To paraphrase Thomas Sowell: The first lesson of international economics is that free trade makes us better off and protectionism makes us worse off. The first lesson of politics when it comes to trade issues is to ignore the first lesson of international economics. And that pretty much sums up what we’re getting from the “first authentic protectionist to win the White House since the 1920s” — 0% economics and 100% politics.

Fans of Trump’s protectionism (and, let me not be partisan, also fans of Bernie Sanders’s protectionism, for it is practically identical to Trump’s) should read Mark’s post carefully and ponder it again and again until they see that restricting the flow of goods and services into a country can only make the bulk of the people of that country poorer and not richer.

That such a truth is disputed has always baffled me.  No man thinks that his family would be made richer if thugs surrounded his home and drove away some of the goods and services that he ordered for delivery to his family’s residence.  No woman thinks that her household would be made richer if weapons-wielding goons forced her, her husband, and her children to pay a fine each time they bought a good or service from someone outside of the household rather than she and her family produce that good or service themselves.

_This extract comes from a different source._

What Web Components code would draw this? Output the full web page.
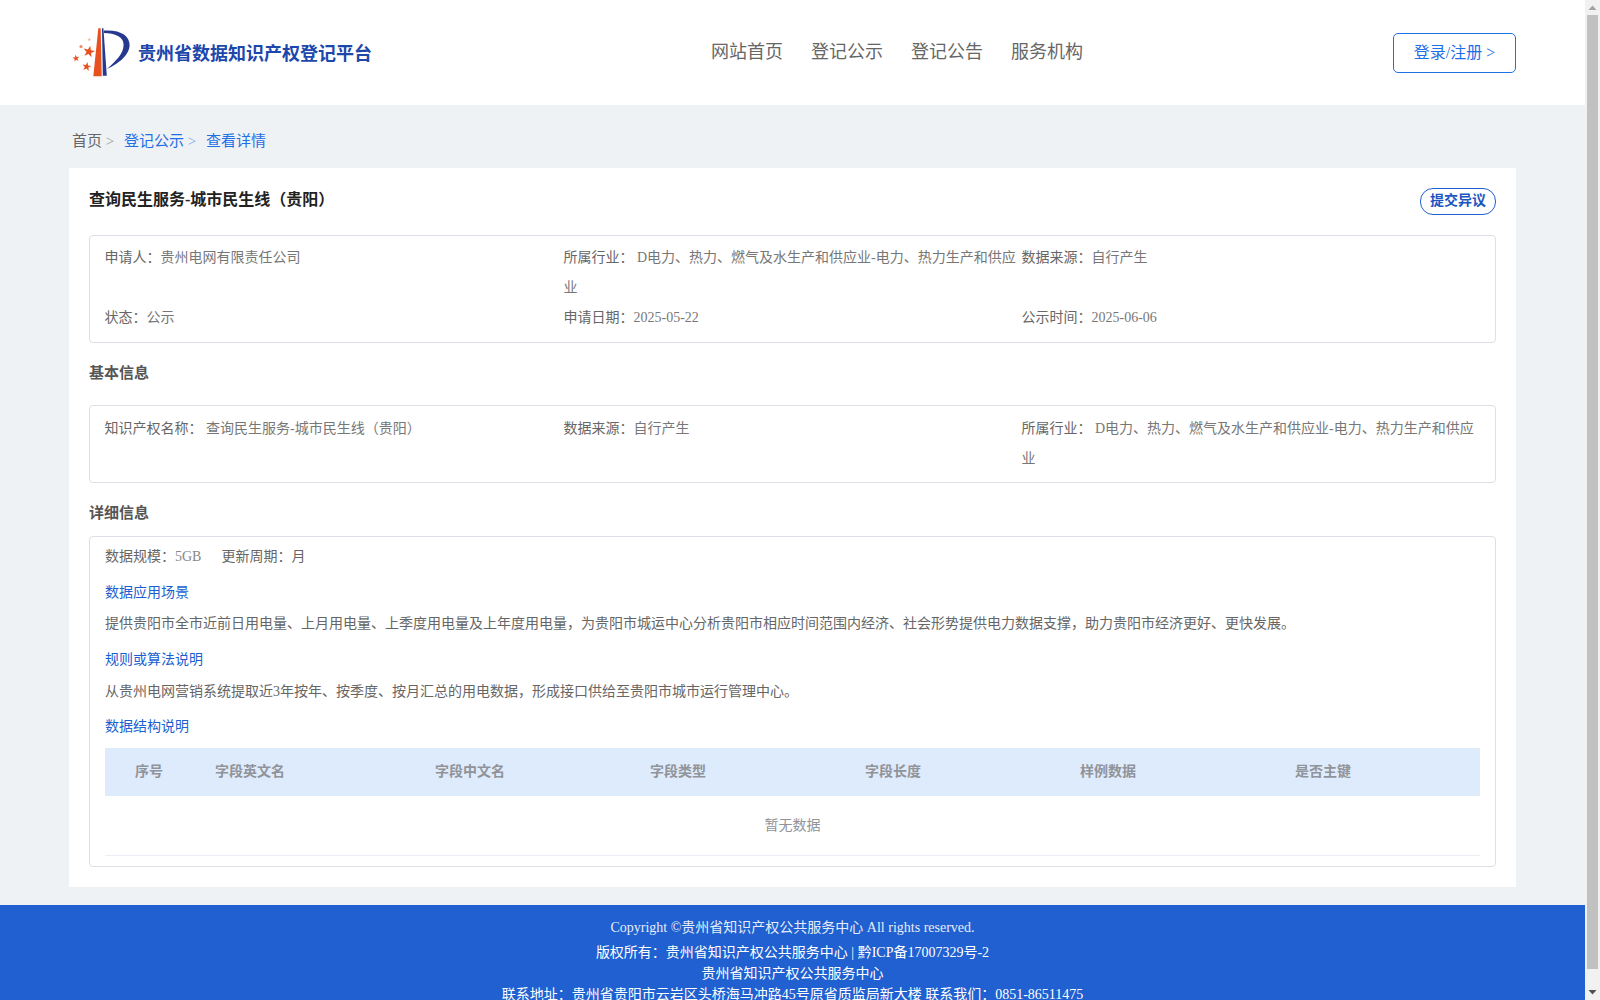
<!DOCTYPE html>
<html lang="zh-CN">

<head>
    <meta charset="UTF-8">
    <title>贵州省数据知识产权登记平台</title>
    <style>
        html, body {
            margin: 0;
            height: 1000px;
            overflow: hidden;
        }

        body {
            background: #eff2f5;
            font-family: "Liberation Serif", "Noto Sans CJK SC", serif;
            color: #666;
        }

        #page {
            width: 1585px;
        }

        #first-heading {
            margin-bottom: 9px;
        }
    </style>
</head>

<body>
    <div id="page">
        <site-header></site-header>
        <detail-main>
            <bread-crumb></bread-crumb>
            <detail-card title-text="查询民生服务-城市民生线（贵阳）">
                <info-box>
                    <info-item label="申请人：" value="贵州电网有限责任公司"></info-item>
                    <info-item label="所属行业： " value="D电力、热力、燃气及水生产和供应业-电力、热力生产和供应业"></info-item>
                    <info-item label="数据来源：" value="自行产生"></info-item>
                    <info-item label="状态：" value="公示"></info-item>
                    <info-item label="申请日期：" value="2025-05-22"></info-item>
                    <info-item label="公示时间：" value="2025-06-06"></info-item>
                </info-box>
                <section-heading id="first-heading">基本信息</section-heading>
                <info-box class="plain">
                    <info-item label="知识产权名称： " value="查询民生服务-城市民生线（贵阳）"></info-item>
                    <info-item label="数据来源：" value="自行产生"></info-item>
                    <info-item label="所属行业： " value="D电力、热力、燃气及水生产和供应业-电力、热力生产和供应业"></info-item>
                </info-box>
                <section-heading>详细信息</section-heading>
                <detail-box>
                    <field-table slot="table"></field-table>
                </detail-box>
            </detail-card>
        </detail-main>
        <site-footer></site-footer>
    </div>
    <page-scrollbar></page-scrollbar>

    <script>
        // small helper, every element below just sets its html in an open shadow root
        class BaseEl extends HTMLElement {
            constructor() {
                super();
                this.attachShadow({ mode: 'open' });
            }
            connectedCallback() {
                this.shadowRoot.innerHTML = this.render();
            }
        }

        class SiteHeader extends BaseEl {
            render() {
                return `
                <style>
                    :host {
                        display: grid;
                        grid-template-columns: 640px 1fr auto;
                        align-items: center;
                        height: 105px;
                        padding: 0 69px 0 71px;
                        background: #fff;
                    }
                    .brand { display: flex; align-items: center; gap: 7px; }
                    svg { display: block; }
                    .name { font-size: 18px; font-weight: 700; color: #1d47ab; line-height: 26px; margin-top: 2px; }
                    nav { display: flex; gap: 28px; font-size: 18px; line-height: 26px; color: #666; margin-bottom: 1px; }
                    .login {
                        box-sizing: border-box;
                        width: 123px;
                        height: 40px;
                        border: 1px solid #1f6fe5;
                        border-radius: 5px;
                        color: #1f6fe5;
                        font-size: 16px;
                        line-height: 38px;
                        text-align: center;
                    }
                </style>
                <div class="brand">
                    <svg width="60" height="52" viewBox="0 0 60 52">
                        <defs>
                            <polygon id="s" points="0,-10 2.35,-3.09 9.51,-3.09 3.8,1.18 5.88,8.09 0,3.8 -5.88,8.09 -3.8,1.18 -9.51,-3.09 -2.35,-3.09"/>
                        </defs>
                        <path d="M27.3 1.3 L29.7 1.3 L30.7 49.3 L22.3 49.3 Z" fill="#e8501f"/>
                        <path d="M31 1.3 L32.4 1.3 L35.8 48.7 L31.8 48.7 Z" fill="#27388f"/>
                        <path d="M33 3.6 C50 2.6 58.6 9 58.6 18 C58.6 28 47 37 36 42 C45 33.5 52.6 27 52.6 17.5 C52.6 9.5 44 6.4 33 6 Z" fill="#27388f"/>
                        <use href="#s" fill="#e8501f" transform="translate(18 24.7) rotate(12) scale(.62)"/>
                        <use href="#s" fill="#e8501f" transform="translate(5 31.3) rotate(-8) scale(.36)"/>
                        <use href="#s" fill="#e8501f" transform="translate(15.7 39.7) rotate(10) scale(.47)"/>
                        <circle cx="10" cy="19.5" r="1.6" fill="#ef8a60"/>
                        <circle cx="18.3" cy="12.7" r="1.1" fill="#f2a88a"/>
                    </svg>
                    <span class="name">贵州省数据知识产权登记平台</span>
                </div>
                <nav>
                    <span>网站首页</span><span>登记公示</span><span>登记公告</span><span>服务机构</span>
                </nav>
                <div class="login">登录/注册 &gt;</div>`;
            }
        }

        class DetailMain extends BaseEl {
            render() {
                return `
                <style>
                    :host { display: block; padding: 24px 69px 18px; }
                </style>
                <slot></slot>`;
            }
        }

        class BreadCrumb extends BaseEl {
            render() {
                return `
                <style>
                    :host {
                        display: block;
                        padding-left: 3px;
                        margin-bottom: 15px;
                        font-size: 15px;
                        line-height: 24px;
                        color: #666;
                    }
                    .link { color: #1f6fe5; margin-left: 6px; }
                    .sep { color: #999; }
                    .link .sep { color: #7ba6ea; }
                </style>
                首页<span class="sep"> &gt; </span><span class="link">登记公示<span class="sep"> &gt; </span></span><span class="link">查看详情</span>`;
            }
        }

        class DetailCard extends BaseEl {
            render() {
                return `
                <style>
                    :host { display: block; background: #fff; padding: 20px; }
                    .top { display: flex; justify-content: space-between; align-items: flex-start; margin-bottom: 20px; }
                    h2 { margin: 1px 0 0; font-size: 16px; line-height: 22px; color: #222; font-weight: 700; }
                    .objection {
                        box-sizing: border-box;
                        height: 27px;
                        padding: 0 9px;
                        border: 1px solid #1f5fcf;
                        border-radius: 13px;
                        color: #1a55c0;
                        font-size: 14px;
                        font-weight: 700;
                        line-height: 24px;
                    }
                </style>
                <div class="top">
                    <h2>${this.getAttribute('title-text')}</h2>
                    <div class="objection">提交异议</div>
                </div>
                <slot></slot>`;
            }
        }

        class InfoBox extends BaseEl {
            render() {
                return `
                <style>
                    :host {
                        display: grid;
                        grid-template-columns: 459px 458px 458.5px;
                        padding: 7px 14.5px 9px;
                        border: 1px solid #dcdfe6;
                        border-radius: 4px;
                    }
                    :host(.plain) { padding: 8px 14.5px 8px; }
                </style>
                <slot></slot>`;
            }
        }

        class InfoItem extends BaseEl {
            render() {
                return `
                <style>
                    :host { display: block; font-size: 14px; line-height: 30px; color: #666; }
                    span { color: #777; }
                </style>
                ${this.getAttribute('label')}<span>${this.getAttribute('value')}</span>`;
            }
        }

        class SectionHeading extends BaseEl {
            render() {
                return `
                <style>
                    :host {
                        display: block;
                        padding-top: 7px;
                        font-size: 15px;
                        font-weight: 700;
                        line-height: 46px;
                        color: #555;
                    }
                </style>
                <slot></slot>`;
            }
        }

        class DetailBox extends BaseEl {
            render() {
                return `
                <style>
                    :host {
                        display: block;
                        padding: 5px 15px 10px;
                        border: 1px solid #dcdfe6;
                        border-radius: 4px;
                        font-size: 14px;
                        color: #666;
                    }
                    .meta { line-height: 30px; }
                    .meta b { font-weight: 400; color: #888; margin-right: 20px; }
                    h4 { margin: 9px 0 4px; font-size: 14px; font-weight: 400; line-height: 24px; color: #1a5fd0; }
                    h4.next { margin: 9px 0 5px; }
                    h4.last { margin: 8px 0 9px; }
                    p { margin: 0; line-height: 30px; }
                    ::slotted(field-table) { display: block; }
                </style>
                <div class="meta">数据规模：<b>5GB</b>更新周期：月</div>
                <h4>数据应用场景</h4>
                <p>提供贵阳市全市近前日用电量、上月用电量、上季度用电量及上年度用电量，为贵阳市城运中心分析贵阳市相应时间范围内经济、社会形势提供电力数据支撑，助力贵阳市经济更好、更快发展。</p>
                <h4 class="next">规则或算法说明</h4>
                <p>从贵州电网营销系统提取近3年按年、按季度、按月汇总的用电数据，形成接口供给至贵阳市城市运行管理中心。</p>
                <h4 class="last">数据结构说明</h4>
                <slot name="table"></slot>`;
            }
        }

        class FieldTable extends BaseEl {
            render() {
                const cols = ['序号', '字段英文名', '字段中文名', '字段类型', '字段长度', '样例数据', '是否主键'];
                return `
                <style>
                    :host { display: block; font-size: 14px; color: #909399; }
                    .head {
                        display: grid;
                        grid-template-columns: 100px 220px 215px 215px 215px 215px 195px;
                        height: 48px;
                        background: #deebfc;
                        font-weight: 700;
                        line-height: 48px;
                    }
                    .head span { padding-left: 10px; }
                    .head span:first-child { padding-left: 30px; }
                    .empty {
                        height: 59px;
                        border-bottom: 1px solid #ebeef5;
                        line-height: 59px;
                        text-align: center;
                    }
                </style>
                <div class="head">${cols.map(c => `<span>${c}</span>`).join('')}</div>
                <div class="empty">暂无数据</div>`;
            }
        }

        class SiteFooter extends BaseEl {
            render() {
                return `
                <style>
                    :host {
                        display: block;
                        padding-top: 12px;
                        background: #2060d0;
                        color: #fff;
                        font-size: 14px;
                        line-height: 21px;
                        text-align: center;
                    }
                    .copy { line-height: 22px; margin-bottom: 3px; color: #e6edfa; }
                </style>
                <div class="copy">Copyright ©贵州省知识产权公共服务中心 All rights reserved.</div>
                <div>版权所有：贵州省知识产权公共服务中心 | 黔ICP备17007329号-2</div>
                <div>贵州省知识产权公共服务中心</div>
                <div>联系地址：贵州省贵阳市云岩区头桥海马冲路45号原省质监局新大楼 联系我们：0851-86511475</div>`;
            }
        }

        // the window scrollbar, drawn over the right edge
        class PageScrollbar extends BaseEl {
            render() {
                return `
                <style>
                    :host {
                        position: fixed;
                        top: 0;
                        right: 0;
                        width: 15px;
                        height: 1000px;
                        background: #f1f1f1;
                    }
                    .thumb { position: absolute; top: 15px; left: 2px; width: 11px; height: 954px; background: #c1c1c1; }
                    svg { position: absolute; left: 0; width: 15px; height: 15px; }
                </style>
                <svg style="top:0" viewBox="0 0 15 15"><path d="M3.5 10 H11.5 L7.5 5.5 Z" fill="#a3a3a3"/></svg>
                <div class="thumb"></div>
                <svg style="bottom:0" viewBox="0 0 15 15"><path d="M3.5 5 H11.5 L7.5 9.5 Z" fill="#505050"/></svg>`;
            }
        }

        customElements.define('site-header', SiteHeader);
        customElements.define('detail-main', DetailMain);
        customElements.define('bread-crumb', BreadCrumb);
        customElements.define('detail-card', DetailCard);
        customElements.define('info-box', InfoBox);
        customElements.define('info-item', InfoItem);
        customElements.define('section-heading', SectionHeading);
        customElements.define('detail-box', DetailBox);
        customElements.define('field-table', FieldTable);
        customElements.define('site-footer', SiteFooter);
        customElements.define('page-scrollbar', PageScrollbar);
    </script>
</body>

</html>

But call the economic unit “country” or “nation,” and this commonsensical and correct understanding disappears.  People are, it seems, made illogical – their minds turned into mush, their rational faculties thrown into reverse gear – simply by the words “country” or “nation” or “USA.”  Use these words or their variants, and “less” comes, for too many people, to mean “more” while “more” comes to mean “less.”  “Abundance” suggests inevitable poverty, while “dearth” suggests inevitable wealth.  And those who forcibly prevent peaceful individuals each from taking advantage of the best deals that he or she can find are no longer understood to be the criminals that they are, but, instead to be saviors whose depriving actions will, somehow, make us all less deprived.